他方、交通機関においては、人口減少や外出抑制等による利用者減少によって経営が悪化し、住民のニーズに応じたサービス提供の維持が困難となっているケースがある。
これらを解決する方法として、旅客運送事業者、貨物運送事業者が従来の縦割りを超えて協業し、旅客と貨物の掛け合わせによってより効率的な輸送を実現する「貨客混載輸送」が期待されている。
しかし、現在は過疎地域等の限定的な区域でのみ解禁されており、原則は禁止となっている。20年度にタクシーによる食料・飲料の運送が容認されたものの、「旅客及び貨物の同時運送(混載)を行わないこと」が求められている。

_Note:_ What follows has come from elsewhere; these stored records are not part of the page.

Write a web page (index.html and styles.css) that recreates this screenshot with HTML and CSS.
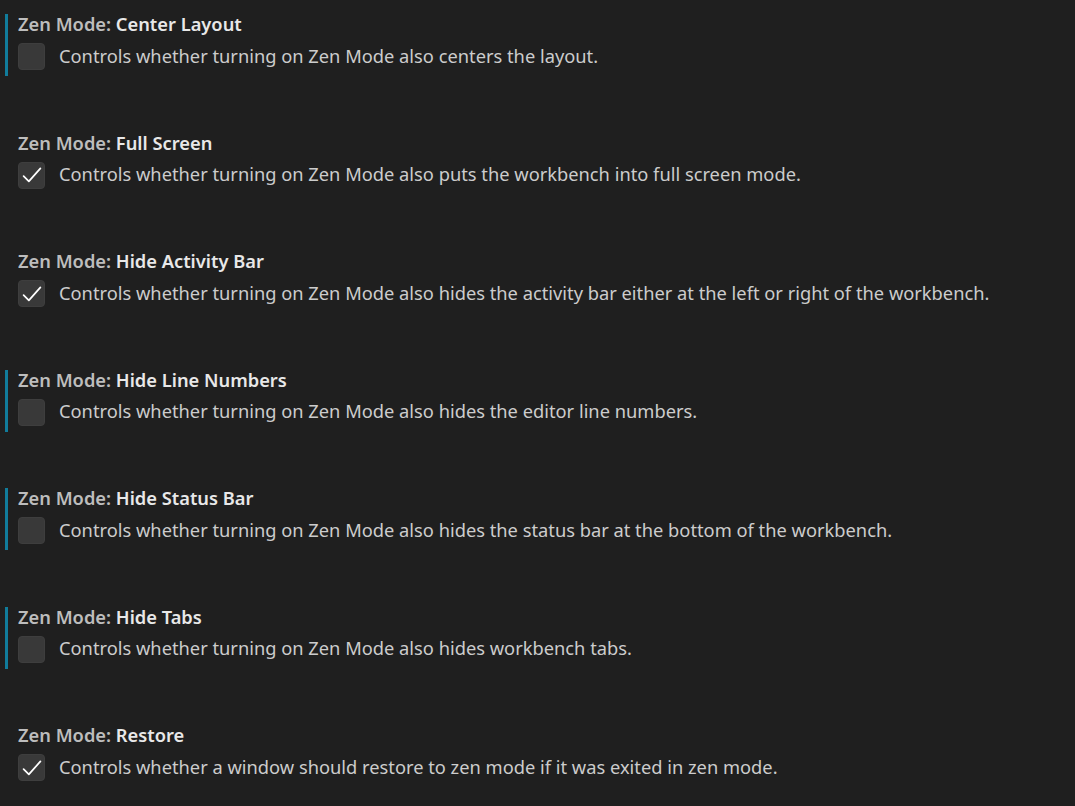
FILE: index.html
```html
<!DOCTYPE html>
<html lang="en">
<head>
<meta charset="utf-8">
<title>Zen Mode settings</title>
<link rel="stylesheet" href="styles.css">
</head>
<body>
<div class="settings">
  <div class="item modified">
    <div class="title"><span class="cat">Zen Mode: </span><span class="label">Center Layout</span></div>
    <div class="row"><span class="box"></span><span class="desc">Controls whether turning on Zen Mode also centers the layout.</span></div>
  </div>
  <div class="item">
    <div class="title"><span class="cat">Zen Mode: </span><span class="label">Full Screen</span></div>
    <div class="row"><span class="box checked"><svg viewBox="0 0 16 16"><path d="M2.4 8.7 L5.9 12.2 L13.6 3.6"/></svg></span><span class="desc">Controls whether turning on Zen Mode also puts the workbench into full screen mode.</span></div>
  </div>
  <div class="item">
    <div class="title"><span class="cat">Zen Mode: </span><span class="label">Hide Activity Bar</span></div>
    <div class="row"><span class="box checked"><svg viewBox="0 0 16 16"><path d="M2.4 8.7 L5.9 12.2 L13.6 3.6"/></svg></span><span class="desc">Controls whether turning on Zen Mode also hides the activity bar either at the left or right of the workbench.</span></div>
  </div>
  <div class="item modified">
    <div class="title"><span class="cat">Zen Mode: </span><span class="label">Hide Line Numbers</span></div>
    <div class="row"><span class="box"></span><span class="desc">Controls whether turning on Zen Mode also hides the editor line numbers.</span></div>
  </div>
  <div class="item modified">
    <div class="title"><span class="cat">Zen Mode: </span><span class="label">Hide Status Bar</span></div>
    <div class="row"><span class="box"></span><span class="desc">Controls whether turning on Zen Mode also hides the status bar at the bottom of the workbench.</span></div>
  </div>
  <div class="item modified">
    <div class="title"><span class="cat">Zen Mode: </span><span class="label">Hide Tabs</span></div>
    <div class="row"><span class="box"></span><span class="desc">Controls whether turning on Zen Mode also hides workbench tabs.</span></div>
  </div>
  <div class="item">
    <div class="title"><span class="cat">Zen Mode: </span><span class="label">Restore</span></div>
    <div class="row"><span class="box checked"><svg viewBox="0 0 16 16"><path d="M2.4 8.7 L5.9 12.2 L13.6 3.6"/></svg></span><span class="desc">Controls whether a window should restore to zen mode if it was exited in zen mode.</span></div>
  </div>
</div>
</body>
</html>
```
FILE: styles.css
```css
html, body {
  margin: 0;
  padding: 0;
  background: #1f1f1f;
  height: 100%;
  overflow: hidden;
}
body {
  font-family: "Noto Sans", "Open Sans", sans-serif;
  font-size: 18.3px;
  color: #cccccc;
}
.settings {
  display: flex;
  flex-direction: column;
}
.item {
  position: relative;
  height: 118.5px;
  box-sizing: border-box;
  padding: 11px 0 0 18px;
  display: flex;
  flex-direction: column;
  gap: 6px;
}
.item.modified::before {
  content: "";
  position: absolute;
  left: 5px;
  top: 14px;
  width: 3px;
  height: 62px;
  background: #117c9b;
}
.title {
  line-height: 26px;
  font-weight: 600;
  white-space: nowrap;
}
.cat {
  color: #bdbdbd;
}
.label {
  color: #e8e8e8;
}
.row {
  display: flex;
  align-items: center;
  gap: 14px;
  height: 27px;
}
.box {
  flex: none;
  width: 27px;
  height: 27px;
  box-sizing: border-box;
  border-radius: 4px;
  background: #393939;
  border: 1px solid #3e3e3e;
  display: flex;
  align-items: center;
  justify-content: center;
}
.box svg {
  width: 24px;
  height: 24px;
  fill: none;
  stroke: #ffffff;
  stroke-width: 1.15;
  stroke-linecap: round;
  stroke-linejoin: round;
}
.desc {
  line-height: 26px;
  white-space: nowrap;
  margin-bottom: 2px;
}
```
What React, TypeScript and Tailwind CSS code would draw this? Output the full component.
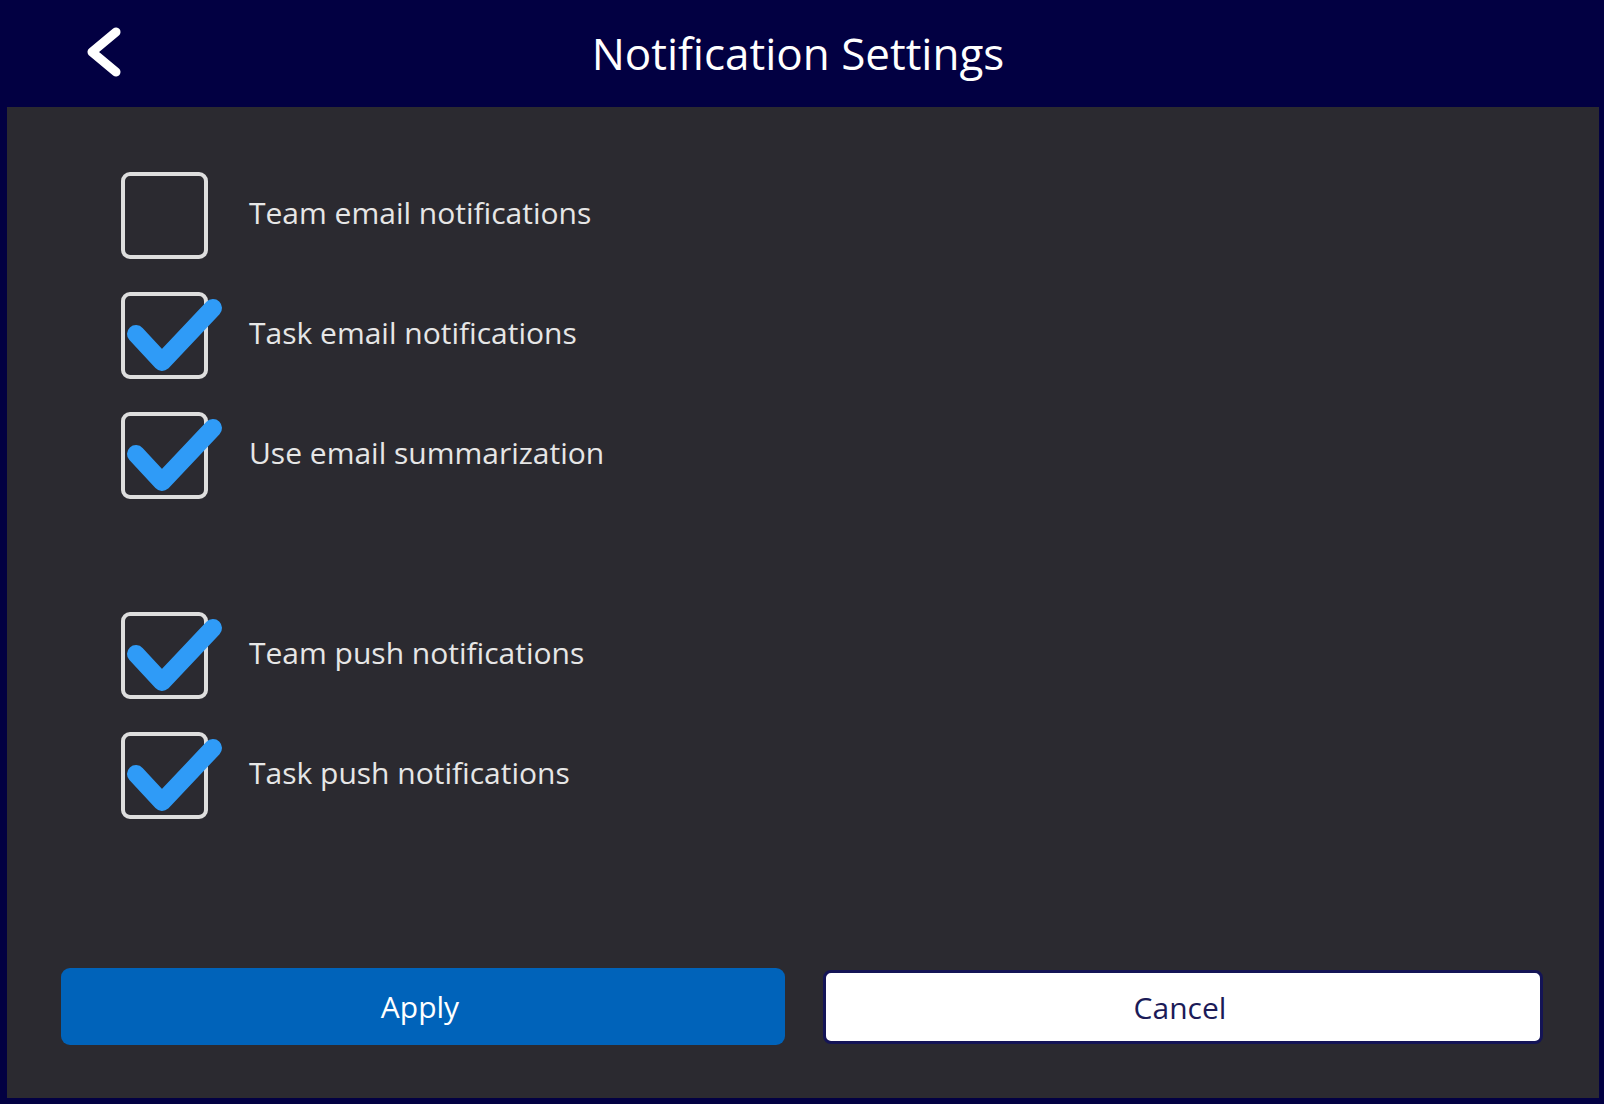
import { useState } from 'react'

const emailOptions = [
  { id: 'team-email', label: 'Team email notifications', checked: false },
  { id: 'task-email', label: 'Task email notifications', checked: true },
  { id: 'summary', label: 'Use email summarization', checked: true },
]

const pushOptions = [
  { id: 'team-push', label: 'Team push notifications', checked: true },
  { id: 'task-push', label: 'Task push notifications', checked: true },
]

function CheckRow({ label, checked, onToggle }: { label: string; checked: boolean; onToggle: () => void }) {
  return (
    <button onClick={onToggle} className="flex items-center gap-[41px] text-left">
      <span className="relative block w-[87px] h-[87px] shrink-0 rounded-[9px] border-[4px] border-[#dedede]">
        {checked && (
          <svg className="absolute -left-[4px] -top-[4px] overflow-visible" width="100" height="90" viewBox="0 0 100 90">
            <path d="M15 42 L41 70 L92 16" fill="none" stroke="#2f9bf7" strokeWidth="18" strokeLinecap="round" strokeLinejoin="round" />
          </svg>
        )}
      </span>
      <span className="text-[30px] font-medium text-[#e6e6e6] leading-none -mt-[5px]">{label}</span>
    </button>
  )
}

export default function App() {
  const [state, setState] = useState<Record<string, boolean>>(() =>
    Object.fromEntries([...emailOptions, ...pushOptions].map(o => [o.id, o.checked]))
  )
  const toggle = (id: string) => setState(s => ({ ...s, [id]: !s[id] }))

  return (
    <div className="w-[1604px] h-[1104px] bg-[#020042] flex flex-col" style={{ fontFamily: '"Open Sans", "Noto Sans", sans-serif' }}>
      {/* Header */}
      <header className="relative h-[107px] shrink-0 flex items-center justify-center">
        <button className="absolute left-[84px] top-[26px] w-[42px] h-[54px]" aria-label="Back">
          <svg width="42" height="54" viewBox="0 0 42 54">
            <path d="M32 6 L8 26 L32 46" fill="none" stroke="#fff" strokeWidth="9" strokeLinecap="round" strokeLinejoin="round" />
          </svg>
        </button>
        <h1 className="text-[44px] font-medium text-white leading-none -mt-[2px] ml-[-8px]">Notification Settings</h1>
      </header>

      {/* Body */}
      <main className="flex-1 ml-[7px] mr-[5px] mb-[6px] bg-[#2b2a30] flex flex-col">
        <div className="pl-[114px] pt-[65px] flex flex-col gap-[33px]">
          {emailOptions.map(o => (
            <CheckRow key={o.id} label={o.label} checked={state[o.id]} onToggle={() => toggle(o.id)} />
          ))}
        </div>
        <div className="pl-[114px] pt-[113px] flex flex-col gap-[33px]">
          {pushOptions.map(o => (
            <CheckRow key={o.id} label={o.label} checked={state[o.id]} onToggle={() => toggle(o.id)} />
          ))}
        </div>

        <div className="mt-auto flex gap-[38px] pl-[54px] pr-[56px] pb-[53px]">
          <button className="w-[724px] h-[77px] rounded-[9px] bg-[#0063ba] text-white text-[30px] font-medium pr-[6px]">Apply</button>
          <button className="flex-1 h-[74px] mt-[2px] rounded-[8px] bg-white border-[3px] border-[#141456] text-[#1b1b58] text-[30px] font-medium pr-[6px]">Cancel</button>
        </div>
      </main>
    </div>
  )
}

物流の逼迫や交通機関が抱える課題は過疎地域に限った話ではなく、国土交通省の指定自治体以外の地域や都市部においても貨客混載輸送による解決は有効である。特に高齢化に伴い、買い物等でのスムーズな移動に支障のある住民が増加すると、宅配サービス・交通機関双方の充実はますます重要な課題となる。
そこで、貨客混載輸送を全国的に解禁すべきである。これにより、物流面ではラストワンマイル輸送における多様かつ柔軟な手段の利用、交通面では新たな事業展開による経営の維持・拡大を期待できる。